By Erwida Maulia and Aditya Suharmoko
The government announced on Friday it would raise the education budget to a record-breaking Rp 244.44 trillion (US$26.6 billion) in 2009, a major leap from Rp 154.2 trillion it claims to have allocated this year.
In his speech before the House of Representatives’ plenary session, President Susilo Bambang Yudhoyono said the government was set to increase overall spending by 13.4 percent to Rp 1,222 trillion in 2009, 20 percent of which would be allocated for education.
“The education sector remains the government’s top priority. During the last few years, the National Education Ministry has always received a higher allocation of the budget than other ministries,” Yudhoyono said.
“Alhamdulillah (praise to God), amid the global oil and food crises that have adversely impacted our economy, we’re able, for the 2009 budget, to meet the 20 percent education budget as mandated by the Constitution,” he said.

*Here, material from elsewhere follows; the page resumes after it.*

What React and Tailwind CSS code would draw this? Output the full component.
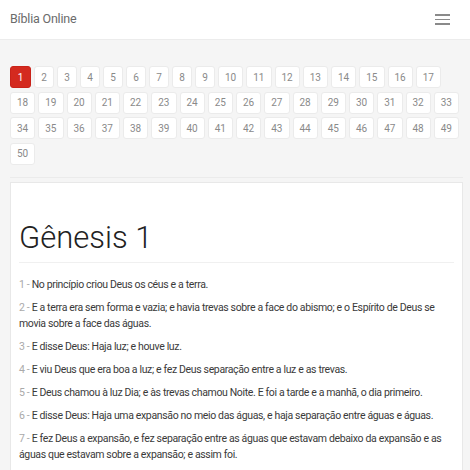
import { useState } from 'react';

const verses = [
  'No princípio criou Deus os céus e a terra.',
  'E a terra era sem forma e vazia; e havia trevas sobre a face do abismo; e o Espírito de Deus se movia sobre a face das águas.',
  'E disse Deus: Haja luz; e houve luz.',
  'E viu Deus que era boa a luz; e fez Deus separação entre a luz e as trevas.',
  'E Deus chamou à luz Dia; e às trevas chamou Noite. E foi a tarde e a manhã, o dia primeiro.',
  'E disse Deus: Haja uma expansão no meio das águas, e haja separação entre águas e águas.',
  'E fez Deus a expansão, e fez separação entre as águas que estavam debaixo da expansão e as águas que estavam sobre a expansão; e assim foi.',
];

const chapters = Array.from({ length: 50 }, (_, i) => i + 1);

export default function App() {
  const [active, setActive] = useState(1);

  return (
    <div className="min-h-[470px] bg-[#f5f5f5] font-['Roboto',sans-serif]">
      <header className="flex h-10 items-center justify-between border-b border-[#ececec] bg-white pl-[10px] pr-[20px]">
        <span className="text-[12.5px] tracking-[-0.2px] text-[#6b6b6b]">Bíblia Online</span>
        <button className="flex flex-col gap-[3px]">
          <span className="block h-[1.5px] w-[15px] bg-[#8a8a8a]" />
          <span className="block h-[1.5px] w-[15px] bg-[#8a8a8a]" />
          <span className="block h-[1.5px] w-[15px] bg-[#8a8a8a]" />
        </button>
      </header>

      <div className="mr-[7px] ml-[10px] border-b border-[#ebebeb] pt-[26px] pb-[12px]">
        <div className="flex flex-wrap gap-x-[3px] gap-y-[3.5px]">
          {chapters.map((n) => (
            <button
              key={n}
              onClick={() => setActive(n)}
              className={
                n === active
                  ? 'h-[22px] min-w-[21px] rounded-[3px] border border-[#c9231a] bg-[#d42a1f] px-[6px] text-[10px] text-white'
                  : 'h-[22px] min-w-[20px] rounded-[3px] border border-[#ebebeb] bg-white px-[6px] text-[10px] text-[#8a8a8a]'
              }
            >
              {n}
            </button>
          ))}
        </div>
      </div>

      <div className="mt-[4px] mr-[7px] ml-[10px] border border-[#e8e8e8] bg-white px-[8px] pb-4">
        <h1 className="border-b border-[#f0f0f0] pt-[35px] pb-[4px] text-[31px] leading-[40px] font-light text-[#222]">
          Gênesis 1
        </h1>
        <div className="pt-[14px]">
          {verses.map((v, i) => (
            <p key={i} className="mb-[7px] text-[10.5px] leading-[16px] tracking-[-0.35px] text-[#3a3a3a]">
              <span className="text-[#aaa]">{i + 1} - </span>
              {v}
            </p>
          ))}
        </div>
      </div>
    </div>
  );
}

The Constitutional Court has three times found the government and the House guilty of violating the Constitution for setting education spending lower than 20 percent of the state budget.
In 2006, the government allocated only 9.1 percent of the state budget to education. Education spending accounted for 11.8 percent of the budget in both 2007 and 2008.
Yudhoyono attributed his government’s ability to fulfill the constitutional mandate to the lately declining crude oil price, which lowered fuel and electricity subsidies.
The President, however, did not go into details about what constituted the education budget.
He has proposed an 18 percent increase in the National Education Ministry budget, to Rp 52 trillion in 2009 from Rp 44 trillion this year. An additional Rp 46.1 trillion for education will be taken from the budget reserve.
In a bid to increase education spending, the government has since last year incorporated teacher salary into the education budget, despite protests from the education community.
“The budget will be disbursed, for example, to rehabilitate school buildings and construct tens of thousands of classrooms and new schools,” said Yudhoyono.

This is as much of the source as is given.